— START OF Dataset —

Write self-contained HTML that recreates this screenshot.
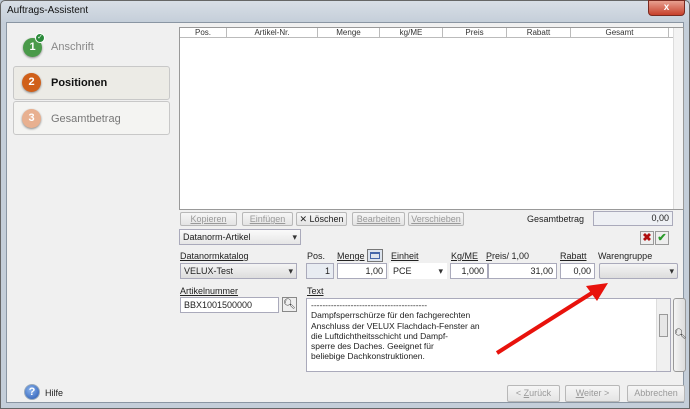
<!DOCTYPE html><html><head><style>
*{box-sizing:border-box;margin:0;padding:0}
body{width:690px;height:409px;overflow:hidden;font-family:"Liberation Sans",sans-serif;font-size:9px;color:#222;background:#bcc7d3;position:relative}
.a{position:absolute}
.win{left:0;top:0;width:690px;height:409px;background:linear-gradient(#d8dee6,#c4ced9 22px,#c4ced9);border:1px solid #666;border-radius:5px 5px 0 0}
.cl{left:6px;top:22px;width:678px;height:381px;background:#f0f0f0;border:1px solid #8a96a3}
.btn{position:absolute;height:14px;border:1px solid #b8b8b8;background:linear-gradient(#f6f6f6,#e4e4e4);border-radius:2px;color:#999;text-align:center;line-height:12px;font-size:9px}
.in{position:absolute;height:16px;border:1px solid #aab;background:#fff;line-height:14px;padding:0 3px;font-size:9px}
.lb{position:absolute;font-size:9px;color:#222}
.u{text-decoration:underline}
.dd:after{content:"▾";position:absolute;right:3px;top:0;font-size:9px;color:#333}
.circ{position:absolute;width:19px;height:19px;border-radius:50%;color:#fff;font-weight:bold;font-size:11px;text-align:center;line-height:19px;box-shadow:0 1px 2px #888}
.step{position:absolute;left:13px;width:157px;height:34px;border:1px solid #c8c8c8;border-radius:3px}
</style></head><body>
<div class="a win"></div>
<div class="a" style="left:7px;top:5px;font-size:10px;color:#111">Auftrags-Assistent</div>
<div class="a" style="left:648px;top:0;width:37px;height:16px;background:linear-gradient(#e8a090,#c7402b);border:1px solid #7a2a20;border-radius:0 0 4px 4px;color:#fff;text-align:center;font-weight:bold;font-size:10px;line-height:14px">x</div>
<div class="a cl"></div>
<!-- sidebar -->
<div class="circ" style="left:23px;top:38px;background:#4a9a4a">1</div>
<div class="a" style="left:35px;top:33px;width:10px;height:10px;border-radius:50%;background:#2a8a3a;border:1px solid #fff;color:#fff;font-size:7px;text-align:center;line-height:8px">✓</div>
<div class="lb" style="left:51px;top:41px;font-size:11px;color:#888">Anschrift</div>
<div class="step" style="top:66px;background:#ecebe6"></div>
<div class="circ" style="left:22px;top:73px;background:#d0601a">2</div>
<div class="lb" style="left:51px;top:77px;font-size:11px;font-weight:bold;color:#111">Positionen</div>
<div class="step" style="top:101px;background:#f4f4f2"></div>
<div class="circ" style="left:22px;top:109px;background:#e8b090">3</div>
<div class="lb" style="left:51px;top:113px;font-size:11px;color:#777">Gesamtbetrag</div>
<!-- grid -->
<div class="a" style="left:179px;top:27px;width:505px;height:183px;background:#fff;border:1px solid #999"></div>
<div class="a" style="left:180px;top:28px;width:493px;height:10px;border-bottom:1px solid #bbb;font-size:8px;color:#333">
<span class="a" style="left:0;width:47px;text-align:center;border-right:1px solid #bbb">Pos.</span>
<span class="a" style="left:47px;width:91px;text-align:center;border-right:1px solid #bbb">Artikel-Nr.</span>
<span class="a" style="left:138px;width:62px;text-align:center;border-right:1px solid #bbb">Menge</span>
<span class="a" style="left:200px;width:63px;text-align:center;border-right:1px solid #bbb">kg/ME</span>
<span class="a" style="left:263px;width:64px;text-align:center;border-right:1px solid #bbb">Preis</span>
<span class="a" style="left:327px;width:64px;text-align:center;border-right:1px solid #bbb">Rabatt</span>
<span class="a" style="left:391px;width:98px;text-align:center;border-right:1px solid #bbb">Gesamt</span></div>
<div class="a" style="left:673px;top:28px;width:10px;height:181px;background:#f3f3f3;border-left:1px solid #ddd"></div>
<!-- button row -->
<div class="btn u" style="left:180px;top:212px;width:57px">Kopieren</div>
<div class="btn u" style="left:242px;top:212px;width:51px">Einfügen</div>
<div class="btn" style="left:296px;top:212px;width:51px;color:#222">✕ Löschen</div>
<div class="btn u" style="left:352px;top:212px;width:53px">Bearbeiten</div>
<div class="btn u" style="left:408px;top:212px;width:56px">Verschieben</div>
<div class="lb" style="left:527px;top:214px">Gesamtbetrag</div>
<div class="in" style="left:593px;top:211px;width:80px;height:15px;text-align:right;background:#eef0f4;line-height:13px">0,00</div>
<div class="in dd" style="left:179px;top:229px;width:122px;background:linear-gradient(#fafafa,#e6e6e6)">Datanorm-Artikel</div>
<div class="a" style="left:640px;top:231px;width:14px;height:14px;border:1px solid #999;background:#eee;color:#b01010;font-weight:bold;font-size:11px;text-align:center;line-height:12px">✖</div>
<div class="a" style="left:655px;top:231px;width:14px;height:14px;border:1px solid #999;background:#eee;color:#2a9a2a;font-weight:bold;font-size:11px;text-align:center;line-height:12px">✔</div>
<!-- labels -->
<div class="lb u" style="left:180px;top:251px">Datanormkatalog</div>
<div class="lb" style="left:307px;top:251px">Pos.</div>
<div class="lb u" style="left:337px;top:251px">Menge</div>
<div class="a" style="left:367px;top:249px;width:16px;height:13px;border:1px solid #777;background:#dde4ee"><div style="margin:2px;height:7px;border:1px solid #46a;border-top:2px solid #46a"></div></div>
<div class="lb u" style="left:391px;top:251px">Einheit</div>
<div class="lb u" style="left:451px;top:251px">Kg/ME</div>
<div class="lb" style="left:486px;top:251px"><span class="u">P</span>reis/ 1,00</div>
<div class="lb u" style="left:560px;top:251px">Rabatt</div>
<div class="lb" style="left:598px;top:251px">Warengruppe</div>
<div class="in dd" style="left:180px;top:263px;width:117px;background:linear-gradient(#f4f4f4,#ddd)">VELUX-Test</div>
<div class="in" style="left:306px;top:263px;width:28px;text-align:right;background:#e8ecf2">1</div>
<div class="in" style="left:337px;top:263px;width:50px;text-align:right">1,00</div>
<div class="in dd" style="left:389px;top:263px;width:58px;border-color:#fff">PCE</div>
<div class="in" style="left:450px;top:263px;width:38px;text-align:right">1,000</div>
<div class="in" style="left:488px;top:263px;width:69px;text-align:right">31,00</div>
<div class="in" style="left:560px;top:263px;width:35px;text-align:right">0,00</div>
<div class="in dd" style="left:599px;top:263px;width:79px;background:linear-gradient(#f4f4f4,#ddd);border-radius:2px"></div>
<div class="lb u" style="left:180px;top:286px">Artikelnummer</div>
<div class="lb u" style="left:307px;top:286px">Text</div>
<div class="in" style="left:180px;top:297px;width:99px">BBX1001500000</div>
<div class="a" style="left:282px;top:297px;width:15px;height:15px;border:1px solid #888;background:#eee;font-size:10px;text-align:center;line-height:13px">🔍︎</div>
<div class="a" style="left:306px;top:298px;width:365px;height:74px;background:#fff;border:1px solid #aab;font-size:8.5px;line-height:10.3px;padding:1px 4px">
-----------------------------------------<br>Dampfsperrschürze für den fachgerechten<br>Anschluss der VELUX Flachdach-Fenster an<br>die Luftdichtheitsschicht und Dampf-<br>sperre des Daches. Geeignet für<br>beliebige Dachkonstruktionen.</div>
<div class="a" style="left:656px;top:299px;width:14px;height:72px;background:#f0f0f0;border-left:1px solid #ddd"><div style="margin:15px 2px 0;height:23px;border:1px solid #999;background:#e6e6e6"></div></div>
<div class="a" style="left:673px;top:298px;width:13px;height:74px;border:1px solid #999;border-radius:3px;background:linear-gradient(90deg,#f4f4f4,#ddd);font-size:10px;line-height:72px;text-align:center">🔍︎</div>
<svg class="a" style="left:490px;top:278px" width="125" height="82"><line x1="7" y1="75" x2="105" y2="13" stroke="#e8120c" stroke-width="4"/><polygon points="118,5 96,8 107,23" fill="#e8120c"/></svg>
<div class="a" style="left:24px;top:384px;width:16px;height:16px;border-radius:50%;background:radial-gradient(circle at 40% 35%,#8ab4ee,#2456b0);border:1px solid #9ab;color:#fff;font-weight:bold;font-size:11px;text-align:center;line-height:14px">?</div>
<div class="lb" style="left:45px;top:388px">Hilfe</div>
<div class="btn" style="left:507px;top:385px;width:53px;height:17px;line-height:15px">&lt; <span class="u">Z</span>urück</div>
<div class="btn" style="left:565px;top:385px;width:55px;height:17px;line-height:15px"><span class="u">W</span>eiter &gt;</div>
<div class="btn" style="left:627px;top:385px;width:58px;height:17px;line-height:15px">Abbrechen</div>
</body></html>
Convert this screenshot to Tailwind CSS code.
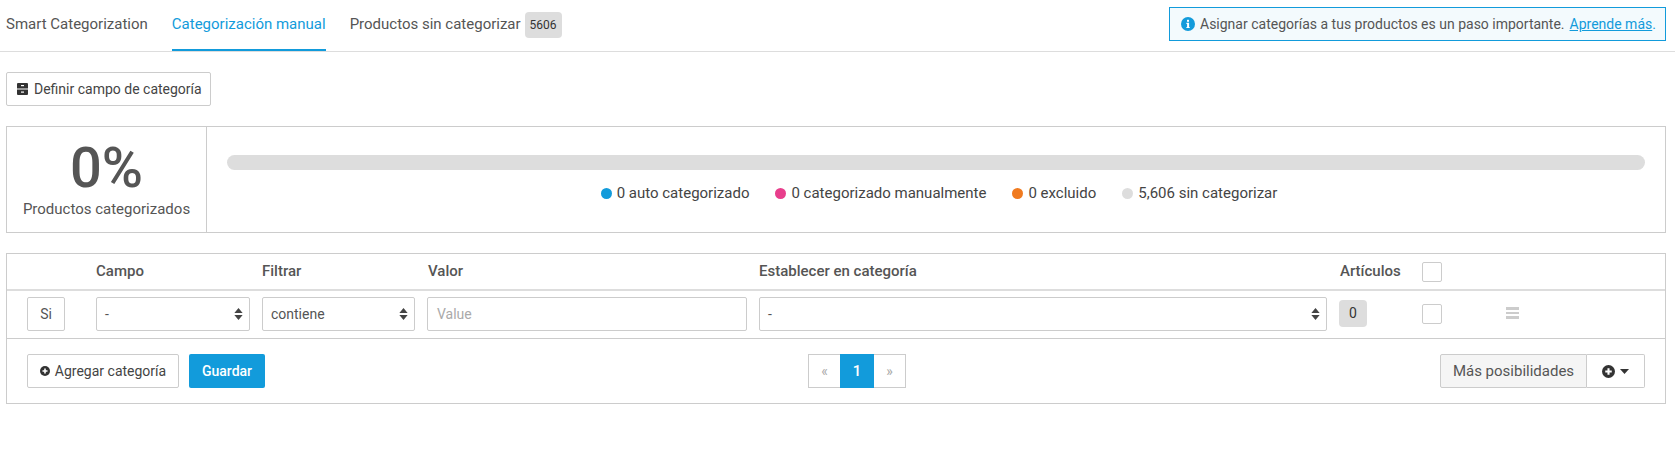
<!DOCTYPE html>
<html lang="es">
  <head>
    <meta charset="UTF-8" />
    <script src="https://cdn.jsdelivr.net/npm/@tailwindcss/browser@4"></script>
    <title>Categorización manual</title>
  </head>
  <body class="bg-white text-[#555] font-['Roboto',sans-serif] text-[15px]">
    <!-- tabs -->
    <div class="flex items-start h-[52px] border-b border-[#ddd] pl-[6px] pr-[9px]">
      <a class="h-[51px] flex items-center mr-[24px] border-b-2 border-transparent">Smart Categorization</a>
      <a class="h-[51px] flex items-center mr-[24px] border-b-2 border-[#129bdb] text-[#129bdb]">Categorización manual</a>
      <a class="h-[51px] flex items-center border-b-2 border-transparent">
        Productos sin categorizar
        <span class="ml-[4px] h-[26px] w-[37px] justify-center rounded-[4px] bg-[#ddd] text-[#333] text-[12px] flex items-center">5606</span>
      </a>
      <div class="ml-auto mt-[7px] h-[34px] w-[497px] border border-[#129bdb] bg-[#f3fafd] flex items-center pl-[11px] whitespace-nowrap text-[14px]">
        <svg class="w-[14px] h-[14px] mr-[5px] shrink-0" viewBox="0 0 14 14">
          <circle cx="7" cy="7" r="7" fill="#129bdb" />
          <rect x="6" y="2.8" width="2" height="2" fill="#fff" />
          <path d="M5.4 5.8h2.7v4.1h.6v1.2H5.4V9.9h.7V7h-.7z" fill="#fff" />
        </svg>
        <span>Asignar categorías a tus productos es un paso importante.</span>
        <a class="ml-[5px] text-[#129bdb] underline">Aprende más</a><span class="text-[#129bdb]">.</span>
      </div>
    </div>

    <div class="pl-[6px] pr-[9px]">
      <div class="pt-[20px]">
        <button class="h-[34px] w-[205px] border border-[#ccc] rounded-[2px] flex items-center pl-[10px] text-[#444] text-[14px]">
          <svg class="w-[11px] h-[12px] mr-[6px]" viewBox="0 0 11 12">
            <path d="M1 0h9a1 1 0 0 1 1 1v4.5H0V1a1 1 0 0 1 1-1zM0 6.5h11V11a1 1 0 0 1-1 1H1a1 1 0 0 1-1-1z" fill="#333" />
            <rect x="4" y="2" width="3" height="1.2" fill="#fff" />
            <rect x="4" y="8.5" width="3" height="1.2" fill="#fff" />
          </svg>
          Definir campo de categoría
        </button>
      </div>

      <!-- progress summary -->
      <div class="mt-[20px] h-[107px] border border-[#ccc] flex">
        <div class="w-[200px] shrink-0 border-r border-[#ccc] flex flex-col items-center">
          <div class="text-[56px] leading-[56px] mt-[13px] text-[#555] font-medium">0%</div>
          <div class="mt-[3px] leading-[20px]">Productos categorizados</div>
        </div>
        <div class="flex-1 px-[20px] pt-[28px]">
          <div class="h-[15px] rounded-full bg-[#ddd]"></div>
          <div class="mt-[12px] flex justify-center gap-[26px] text-[#444] leading-[22px] pl-[6px]">
            <span class="flex items-center gap-[5px]"><i class="w-[11px] h-[11px] rounded-full bg-[#129bdb]"></i>0 auto categorizado</span>
            <span class="flex items-center gap-[5px]"><i class="w-[11px] h-[11px] rounded-full bg-[#e83e8c]"></i>0 categorizado manualmente</span>
            <span class="flex items-center gap-[5px]"><i class="w-[11px] h-[11px] rounded-full bg-[#f07a1f]"></i>0 excluido</span>
            <span class="flex items-center gap-[5px]"><i class="w-[11px] h-[11px] rounded-full bg-[#ddd]"></i>5,606 sin categorizar</span>
          </div>
        </div>
      </div>

      <!-- rules table -->
      <div class="mt-[20px] h-[151px] border border-[#ccc]">
        <div class="h-[37px] border-b-2 border-[#ddd] flex items-center font-medium pl-[89px]">
          <div class="w-[166px]">Campo</div>
          <div class="w-[166px]">Filtrar</div>
          <div class="w-[331px]">Valor</div>
          <div class="w-[581px]">Establecer en categoría</div>
          <div class="w-[82px]">Artículos</div>
          <div class="w-[20px] h-[20px] border border-[#ccc] rounded-[2px]"></div>
        </div>
        <div class="h-[48px] border-b border-[#ccc] flex items-center pl-[20px] pb-px text-[14px]">
          <div class="w-[38px] h-[34px] border border-[#ccc] rounded-[2px] flex items-center justify-center mr-[31px]">Si</div>
          <div class="w-[154px] h-[34px] border border-[#ccc] rounded-[2px] flex items-center justify-between pl-[8px] pr-[6px] mr-[12px]">
            -
            <svg class="w-[9px] h-[12px]" viewBox="0 0 9 13"><path d="M4.5 0L9 5.5H0zM4.5 13L0 7.5h9z" fill="#444" /></svg>
          </div>
          <div class="w-[153px] h-[34px] border border-[#ccc] rounded-[2px] flex items-center justify-between pl-[8px] pr-[6px] mr-[12px]">
            contiene
            <svg class="w-[9px] h-[12px]" viewBox="0 0 9 13"><path d="M4.5 0L9 5.5H0zM4.5 13L0 7.5h9z" fill="#444" /></svg>
          </div>
          <div class="w-[320px] h-[34px] border border-[#ccc] rounded-[2px] flex items-center px-[9px] mr-[12px] text-[#aaa]">Value</div>
          <div class="w-[568px] h-[34px] border border-[#ccc] rounded-[2px] flex items-center justify-between pl-[8px] pr-[6px] mr-[12px]">
            -
            <svg class="w-[9px] h-[12px]" viewBox="0 0 9 13"><path d="M4.5 0L9 5.5H0zM4.5 13L0 7.5h9z" fill="#444" /></svg>
          </div>
          <div class="w-[83px]">
            <div class="w-[28px] h-[27px] -mt-[2px] rounded-[4px] bg-[#ddd] text-[#333] flex items-center justify-center">0</div>
          </div>
          <div class="w-[20px] h-[20px] border border-[#ccc] rounded-[2px] mr-[64px]"></div>
          <div class="w-[13px] flex flex-col gap-[2px] -mt-[2px]">
            <i class="h-[2.5px] bg-[#ccc]"></i><i class="h-[2.5px] bg-[#ccc]"></i><i class="h-[2.5px] bg-[#ccc]"></i>
          </div>
        </div>
        <div class="flex items-center h-[64px] pl-[20px] pr-[20px]">
          <button class="h-[34px] w-[152px] border border-[#ccc] rounded-[2px] flex items-center justify-center gap-[5px] text-[#444] text-[14px]">
            <svg class="w-[10px] h-[10px]" viewBox="0 0 10 10"><circle cx="5" cy="5" r="5" fill="#333" /><path d="M2.5 4.2h1.7V2.5h1.6v1.7h1.7v1.6H5.8v1.7H4.2V5.8H2.5z" fill="#fff" /></svg>
            Agregar categoría
          </button>
          <button class="ml-[10px] h-[34px] w-[76px] bg-[#129bdb] text-white font-medium rounded-[2px] text-[14px]">Guardar</button>
          <div class="flex h-[34px] ml-[543px] border border-[#ccc] text-[#aaa] text-[14px]">
            <span class="w-[31px] flex items-center justify-center">«</span>
            <span class="w-[34px] -my-px flex items-center justify-center bg-[#129bdb] text-white text-[15px] font-medium">1</span>
            <span class="w-[31px] flex items-center justify-center">»</span>
          </div>
          <div class="ml-auto flex h-[34px]">
            <span class="w-[147px] border border-[#ccc] bg-[#f5f5f5] flex items-center justify-center rounded-l-[2px]">Más posibilidades</span>
            <span class="w-[58px] border border-l-0 border-[#ccc] flex items-center justify-center gap-[5px] rounded-r-[2px]">
              <svg class="w-[13px] h-[13px]" viewBox="0 0 10 10"><circle cx="5" cy="5" r="5" fill="#333" /><path d="M2.5 4.2h1.7V2.5h1.6v1.7h1.7v1.6H5.8v1.7H4.2V5.8H2.5z" fill="#fff" /></svg>
              <svg class="w-[9px] h-[5px]" viewBox="0 0 9 5"><path d="M0 0h9L4.5 5z" fill="#333" /></svg>
            </span>
          </div>
        </div>
      </div>
    </div>
  </body>
</html>
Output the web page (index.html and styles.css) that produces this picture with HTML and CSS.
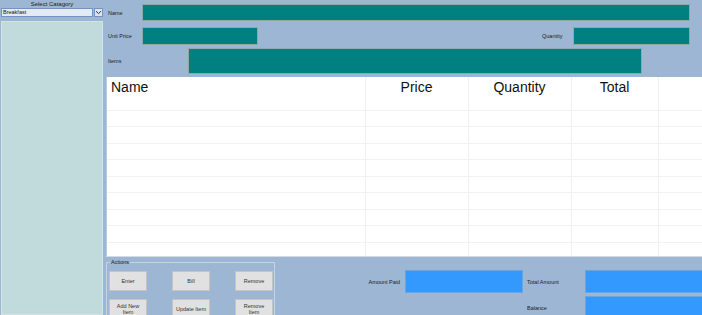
FILE: index.html
```html
<!DOCTYPE html>
<html>
<head>
  <title>Billing</title>
  <link rel="stylesheet" href="styles.css">
</head>
<body>
  <div class="app">
    <div class="side">
      <div class="side-title">Select Catagory</div>
      <div class="combo">
        <div class="combo-text">Breakfast</div>
        <div class="combo-btn">
          <svg width="7" height="5" viewBox="0 0 7 5"><path d="M1 1.2 L3.5 3.6 L6 1.2" fill="none" stroke="#333" stroke-width="1"/></svg>
        </div>
      </div>
      <div class="listbox"></div>
    </div>

    <div class="main">
      <div class="form-row row-name">
        <label class="lbl lbl-short">Name</label>
        <div class="tbox tbox-name"></div>
      </div>
      <div class="form-row row-price">
        <label class="lbl lbl-short">Unit Price</label>
        <div class="tbox tbox-price"></div>
        <label class="lbl lbl-qty">Quantity</label>
        <div class="tbox tbox-qty"></div>
      </div>
      <div class="form-row row-items">
        <label class="lbl lbl-items">Items</label>
        <div class="tbox tbox-items"></div>
      </div>

      <div class="grid-wrap">
        <table class="grid">
          <tr class="head"><th class="c-name">Name</th><th class="c-price">Price</th><th class="c-qty">Quantity</th><th class="c-total">Total</th><th class="c-rest"></th></tr>
          <tr><td></td><td></td><td></td><td></td><td></td></tr>
          <tr><td></td><td></td><td></td><td></td><td></td></tr>
          <tr><td></td><td></td><td></td><td></td><td></td></tr>
          <tr><td></td><td></td><td></td><td></td><td></td></tr>
          <tr><td></td><td></td><td></td><td></td><td></td></tr>
          <tr><td></td><td></td><td></td><td></td><td></td></tr>
          <tr><td></td><td></td><td></td><td></td><td></td></tr>
          <tr><td></td><td></td><td></td><td></td><td></td></tr>
          <tr><td></td><td></td><td></td><td></td><td></td></tr>
        </table>
      </div>

      <div class="bottom">
        <fieldset class="actions">
          <legend>Actions</legend>
          <div class="btn-grid">
            <button class="btn">Enter</button>
            <button class="btn">Bill</button>
            <button class="btn">Remove</button>
            <button class="btn btn-tall">Add New<br>Item</button>
            <button class="btn btn-tall">Update Item</button>
            <button class="btn btn-tall">Remove<br>Item</button>
          </div>
        </fieldset>
        <div class="pay">
          <label class="lbl pay-lbl-right">Amount Paid</label>
          <div class="bbox"></div>
          <label class="lbl">Total Amount</label>
          <div class="bbox"></div>
          <div></div>
          <div></div>
          <label class="lbl">Balance</label>
          <div class="bbox"></div>
        </div>
      </div>
    </div>
  </div>
</body>
</html>
```

FILE: styles.css
```css
html, body {
  margin: 0;
  padding: 0;
  width: 702px;
  height: 315px;
  overflow: hidden;
  background-color: #9cb6d3;
  font-family: "Liberation Sans", Arial, sans-serif;
}
.app {
  display: flex;
  height: 315px;
}

/* left category panel */
.side {
  width: 104px;
  flex-shrink: 0;
  display: flex;
  flex-direction: column;
}
.side-title {
  font-size: 6px;
  line-height: 8px;
  text-align: center;
  color: #222;
}
.combo {
  display: flex;
  margin: 0 1px 0 1px;
  height: 9px;
}
.combo-text {
  width: 92px;
  background-color: #e3eaf3;
  border: 1px solid #7393c0;
  font-size: 5.5px;
  line-height: 7px;
  padding-left: 1px;
  box-sizing: border-box;
  color: #111;
}
.combo-btn {
  width: 9px;
  margin-left: 1px;
  background-color: #dbe4ef;
  border: 1px solid #7393c0;
  box-sizing: border-box;
  display: flex;
  align-items: center;
  justify-content: center;
}
.listbox {
  flex: 1;
  margin: 4px 1px 0 1px;
  background-color: #c1dadb;
  border: 1px solid #d3e3e5;
}

/* main area */
.main {
  flex: 1;
  min-width: 0;
  display: flex;
  flex-direction: column;
  padding-left: 2px;
  overflow: hidden;
}
.main > * {
  flex-shrink: 0;
}
.form-row {
  display: flex;
  align-items: center;
  padding-left: 2px;
}
.lbl {
  font-size: 5.5px;
  color: #222;
  white-space: nowrap;
}
.lbl-short { width: 34px; }
.lbl-items { width: 80px; }
.lbl-qty { margin-left: auto; width: 31px; }
.tbox {
  background-color: #008080;
  border: 1px solid #8fa9a9;
  box-sizing: border-box;
}
.row-name { margin-top: 4px; }
.tbox-name { width: 548px; height: 17px; }
.row-price { margin-top: 6px; padding-right: 12px; }
.tbox-price { width: 116px; height: 18px; }
.tbox-qty { width: 117px; height: 18px; }
.row-items { margin-top: 3px; }
.tbox-items { width: 454px; height: 26px; }

/* items grid */
.grid-wrap {
  margin-top: 3px;
  height: 180px;
  overflow: hidden;
  background-color: #fff;
  border-left: 1px solid #b9cbe2;
  border-bottom: 1px solid #d4dbe4;
  box-sizing: border-box;
}
.grid {
  border-collapse: collapse;
  width: 596px;
  table-layout: fixed;
}
.grid th {
  height: 33px;
  padding: 2px 0 0 0;
  vertical-align: top;
  font-weight: normal;
  font-size: 14px;
  line-height: 16px;
  color: #111;
  border-right: 1px solid #f0f0f0;
  border-bottom: 1px solid #f2f2f2;
  box-sizing: border-box;
}
.grid td {
  height: 16.5px;
  padding: 0;
  border-right: 1px solid #f0f0f0;
  border-bottom: 1px solid #f2f2f2;
  box-sizing: border-box;
}
.c-name { width: 258px; text-align: left; padding-left: 4px !important; }
.c-price { width: 103px; }
.c-qty { width: 103px; }
.c-total { width: 87px; }
.c-rest { border-right: none !important; }

/* bottom section */
.bottom {
  display: flex;
  align-items: flex-start;
}
.actions {
  flex-shrink: 0;
  margin: 1px 0 0 0;
  padding: 5px 1px 0 2px;
  border: 1px solid #c6d3e4;
  border-bottom: none;
  width: 169px;
  box-sizing: border-box;
  height: 60px;
}
.actions legend {
  font-size: 5.5px;
  line-height: 8px;
  padding: 0 1px;
  margin-left: 1px;
  color: #222;
}
.btn-grid {
  display: grid;
  grid-template-columns: 38px 38px 38px;
  column-gap: 25px;
  row-gap: 8px;
}
.btn {
  height: 20px;
  padding: 0;
  margin: 0;
  background-color: #e1e1e1;
  border: 1px solid #c4c4c4;
  font-family: "Liberation Sans", Arial, sans-serif;
  font-size: 5.5px;
  line-height: 6px;
  color: #333;
}
.btn-tall {
  height: 20px;
}
.pay {
  flex-shrink: 0;
  display: grid;
  grid-template-columns: 126px 118px 54px 120px;
  column-gap: 4px;
  row-gap: 3px;
  margin-top: 13px;
  align-items: center;
}
.pay-lbl-right { text-align: right; padding-right: 1px; }
.bbox {
  height: 23px;
  background-color: #3399ff;
  border: 1px solid #6aa6e6;
  box-sizing: border-box;
}
```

— END OF Dataset —

◆ **Instructions to follow**: Within the listing above, find every line containing the string "screenshot" and return it.

◆ **Answer to this problem**:
Write self-contained HTML that recreates this screenshot.
Convert this screenshot to Tailwind CSS code.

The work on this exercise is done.